Newcastle's reserves did what no other
United side has ever done last night - won at the Stadium of plight. Two
Premiership draws, a reserve draw and defeat and a Youth Cup stalemate,
meant it was sixth time lucky as second half supremacy won it for Tommy
Craig's side.
In a drab first half Steve Harper was
probably the busier of the two keepers as the mackems threatened to make a
breakthrough by pumping the ball to the edge of our area and chasing after
it - the school of science this was not.
After the break however, we remembered our own footballing pedigree and
began to play in the cohesive way that this side can when they put their
mind to it, tempered with a steely backline. At times Marcelino, Quinn and
especially Griffin all fought fire with fire when the kicking and
shirt-tugging started from the frustrated home players.
Within three minutes were were ahead, and despite one or two scares, we
never really looked like blowing our first victory at any level on this
ground. Cort's goal was the icing on the cake, and in the closing stages
we threatened to overrun the mackems and strike further blows, much to the
delight of the travelling mags, who exuberantly celebrated both goals.
Man of the match? Whisper it quietly but probably Marcelino. As another
onlooker said - if you didn't know the history, you'd assume that he was
another first teamer on the way back from injury like Cort.

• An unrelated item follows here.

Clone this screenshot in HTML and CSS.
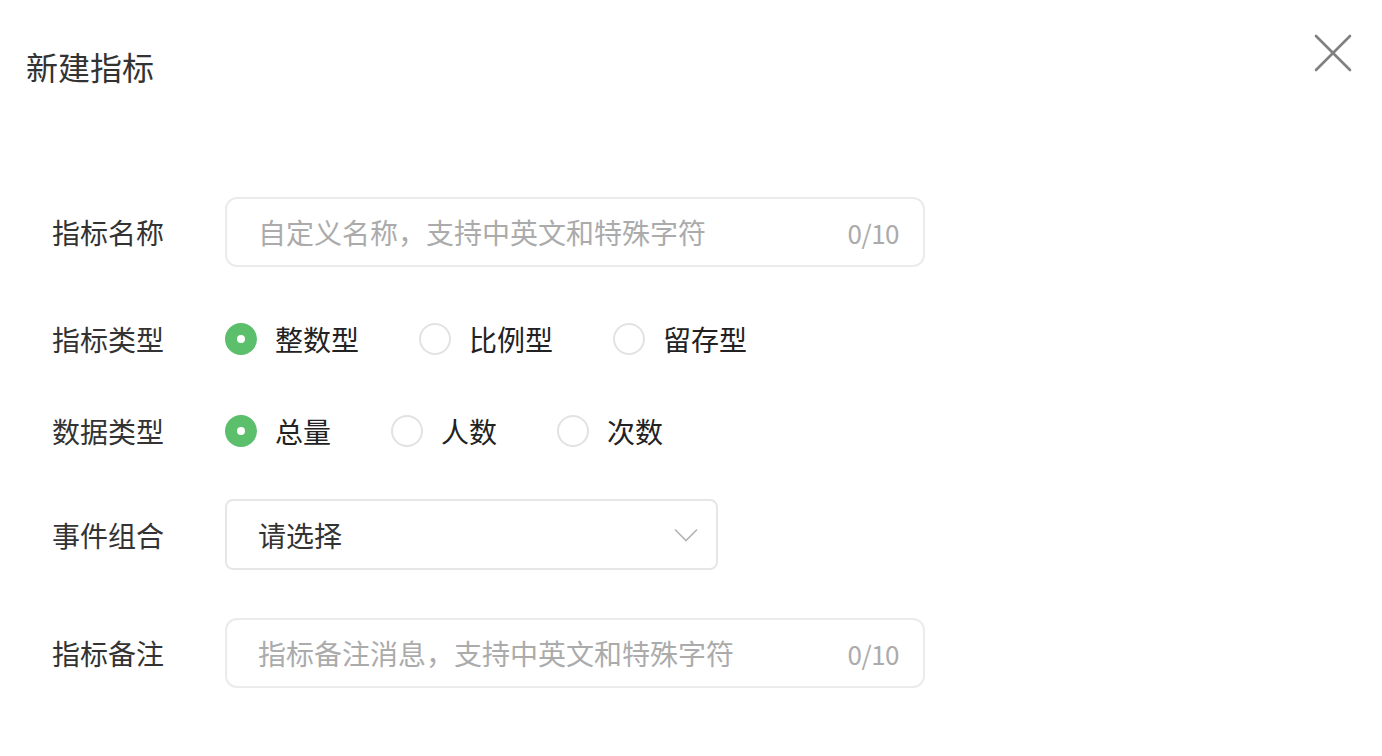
FILE: index.html
```html
<!DOCTYPE html>
<html lang="zh-CN">
<head>
    <meta charset="UTF-8">
    <meta name="viewport" content="width=device-width, initial-scale=1.0">
    <title>新建指标</title>
    <link rel="stylesheet" href="styles.css">
</head>
<body>
    <div class="dialog">
        <div class="header">
            <h1>新建指标</h1>
            <button class="close-btn" aria-label="关闭">
                <svg width="38" height="38" viewBox="0 0 38 38">
                    <path d="M2 2 L36 36 M36 2 L2 36" stroke="#808080" stroke-width="2.6" stroke-linecap="round" fill="none"/>
                </svg>
            </button>
        </div>

        <form class="form">
            <div class="form-item">
                <label class="form-label">指标名称</label>
                <div class="text-field">
                    <input type="text" placeholder="自定义名称，支持中英文和特殊字符" maxlength="10">
                    <span class="counter">0/10</span>
                </div>
            </div>

            <div class="form-item radio-item">
                <label class="form-label">指标类型</label>
                <div class="radio-group">
                    <label class="radio checked"><span class="radio-dot"></span>整数型</label>
                    <label class="radio"><span class="radio-dot"></span>比例型</label>
                    <label class="radio"><span class="radio-dot"></span>留存型</label>
                </div>
            </div>

            <div class="form-item radio-item">
                <label class="form-label">数据类型</label>
                <div class="radio-group">
                    <label class="radio checked"><span class="radio-dot"></span>总量</label>
                    <label class="radio"><span class="radio-dot"></span>人数</label>
                    <label class="radio"><span class="radio-dot"></span>次数</label>
                </div>
            </div>

            <div class="form-item select-item">
                <label class="form-label">事件组合</label>
                <div class="select">
                    <span>请选择</span>
                    <svg width="24" height="14" viewBox="0 0 24 14">
                        <path d="M1 1.5 L12 12.5 L23 1.5" stroke="#b4b4b4" stroke-width="1.6" fill="none"/>
                    </svg>
                </div>
            </div>

            <div class="form-item">
                <label class="form-label">指标备注</label>
                <div class="text-field">
                    <input type="text" placeholder="指标备注消息，支持中英文和特殊字符" maxlength="10">
                    <span class="counter">0/10</span>
                </div>
            </div>
        </form>
    </div>
</body>
</html>
```

FILE: styles.css
```css
body {
    margin: 0;
    padding: 0;
    background-color: #fff;
    font-family: "Noto Sans CJK SC", "Noto Sans", sans-serif;
    color: #333;
}
.dialog {
    width: 1382px;
    height: 756px;
}
.header {
    display: flex;
    justify-content: space-between;
    align-items: flex-start;
    padding: 34px 30px 0 26px;
}
h1 {
    margin: 12px 0 0;
    font-size: 32px;
    line-height: 40px;
    font-weight: 400;
    color: #333;
}
.close-btn {
    background: none;
    border: none;
    padding: 0;
    cursor: pointer;
    line-height: 0;
}
.form {
    padding: 111px 0 0 52px;
}
.form-item {
    display: flex;
    align-items: center;
}
.form-item + .form-item {
    margin-top: 48px;
}
.form-item.radio-item {
    margin-top: 52px;
}
.form-label {
    width: 173px;
    font-size: 28px;
    line-height: 40px;
    color: #333;
}
.text-field {
    display: flex;
    align-items: center;
    width: 700px;
    height: 70px;
    box-sizing: border-box;
    border: 2px solid #ebebeb;
    border-radius: 12px;
    padding: 0 24px 0 31px;
}
.text-field input {
    flex: 1;
    border: none;
    outline: none;
    padding: 0;
    font-family: inherit;
    font-size: 28px;
    color: #333;
    background: transparent;
}
.text-field input::placeholder {
    color: #ababab;
}
.counter {
    font-size: 26px;
    letter-spacing: -0.5px;
    color: #ababab;
}
.radio-group {
    display: flex;
    gap: 60px;
}
.radio {
    display: flex;
    align-items: center;
    gap: 18px;
    font-size: 28px;
    line-height: 40px;
    color: #222;
    cursor: pointer;
}
.radio-dot {
    width: 32px;
    height: 32px;
    box-sizing: border-box;
    border: 2px solid #e2e2e2;
    border-radius: 50%;
    position: relative;
}
.radio.checked .radio-dot {
    background-color: #5bbf6b;
    border-color: #5bbf6b;
}
.radio.checked .radio-dot::after {
    content: "";
    position: absolute;
    left: 50%;
    top: 50%;
    width: 8px;
    height: 8px;
    margin: -4px 0 0 -4px;
    border-radius: 50%;
    background: #fff;
}
.select {
    display: flex;
    align-items: center;
    justify-content: space-between;
    width: 493px;
    height: 71px;
    box-sizing: border-box;
    border: 2px solid #e6e6e6;
    border-radius: 8px;
    padding: 0 18px 0 31px;
    font-size: 28px;
    color: #333;
}
```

It's immensely
frustrating that the bloke is as unpredictable as the weather, but has
obvious talent in the defensive arts.
Congratulations to Lewis Guy who
got on near the end for his first reserve appearance and Stephen Taylor
for his first call-up to the reserve bench. Both lads were rewarded for
good displays in the Academy games at the weekend, and promoted in this
international week to cover for absent colleagues.
After the awful home display last week against the smoggies, this was a
pleasing return to form and a deserved victory to reward the efforts of
the players. Quite simply we wanted it more than them, and once we'd
adjusted to their strong arm tactics we outplayed them.
The sight of the stands emptying rapidly as Cort's header hit the back of
the net was what makes watching football at this level enjoyable - on
nights like this, the travelling, crap performances, sparse crowds and
seemingly ever-present rotten weather are all forgotten.
Now we've broken our duck at this place, let's hope the first team can
inflict further punishment in a few weeks time, and hand out a
long-overdue beating to those miserable wretches in red and white. We
may have given them a Metro extension, but they'll get nowt else off us.